While the above mentioned deal was pending petitioner and his attorney discussed the question of whether the note was barred by the statute of limitations. The attorney decided that the Florida statute of five years was applicable, but that since the collateral had become very valuable and could, in the opinion of the attorney, be realized on by Paramount regardless of any bar of the statute of limitations to action on the note, they decided that such bar made no difference. Negotiations were continued until in 1937, but failed to result in an agreement, partly because the man in charge of the Paramount theatres was transferred to the "coast" so that negotiations had to be started over again with other representatives of Paramount in New York. Conditions were fluctuating greatly during the period of the negotiations, and up to 1939, and petitioner would attempt to obtain an agreement more favorable or less favorable to himself as his situation improved or deteriorated.
In the latter part of 1938 petitioner and Paramount again began negotiating an agreement which was finally incorporated in a written contract signed*98 under date of January 14, 1939. The contract was executed by petitioner, as party of the first part; his wife, Wynona T. Sparks, as party of the second part; Frank Rogers, M. C. Talley, and B. B. Garner, as parties of the third part; Paramount Pictures, Inc., successor to Paramount Famous Lasky Corporation, as party of the fourth part; and Florida State Theatres, Inc., hereinafter referred to as Management Corporation, party of the fifth part.
At the time of the execution of the 1939 contract the parties thereto, except the Management Corporation, owned or controlled about 110 theatres in the State of Florida, each party owning or controlling a certain number. The contract is very lengthy and complicated and contains numerous undertakings of the various parties as between themselves and others of the parties.
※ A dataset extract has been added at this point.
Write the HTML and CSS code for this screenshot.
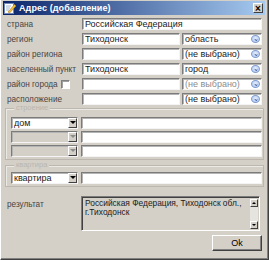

All the parties to the contract agreed therein that the operations of all the theatres included in the contract were thereafter to be under the control and management of the Management Corporation. The contract also provided for the employment of petitioner by the Management Corporation as its president and executive general manager at a weekly salary of $800 and for the*99 employment of Paramount Service Corporation as its consultant and advisor at a compensation of $150 per week. It also provided for the employment by Management Corporation of Rogers, Talley, and Garner. Petitioner's employment would terminate whenever he ceased to hold one-half of the shares of Management Corporation or whenever he or his wife ceased to hold a majority of the stock of the theatre corporations controlled by them.
Petitioner, his wife, Rogers, Talley, and Garner each agreed in the contract that during the term of the respective employments of petitioner, Rogers, Talley, and Garner, they would not directly or indirectly through corporations controlled by them, or either of them, or through any business with which they, or either of them, were connected engage in the theatre business in Miami, Miami Beach, Pensacola, Hialeah, or Coral Gables, Florida.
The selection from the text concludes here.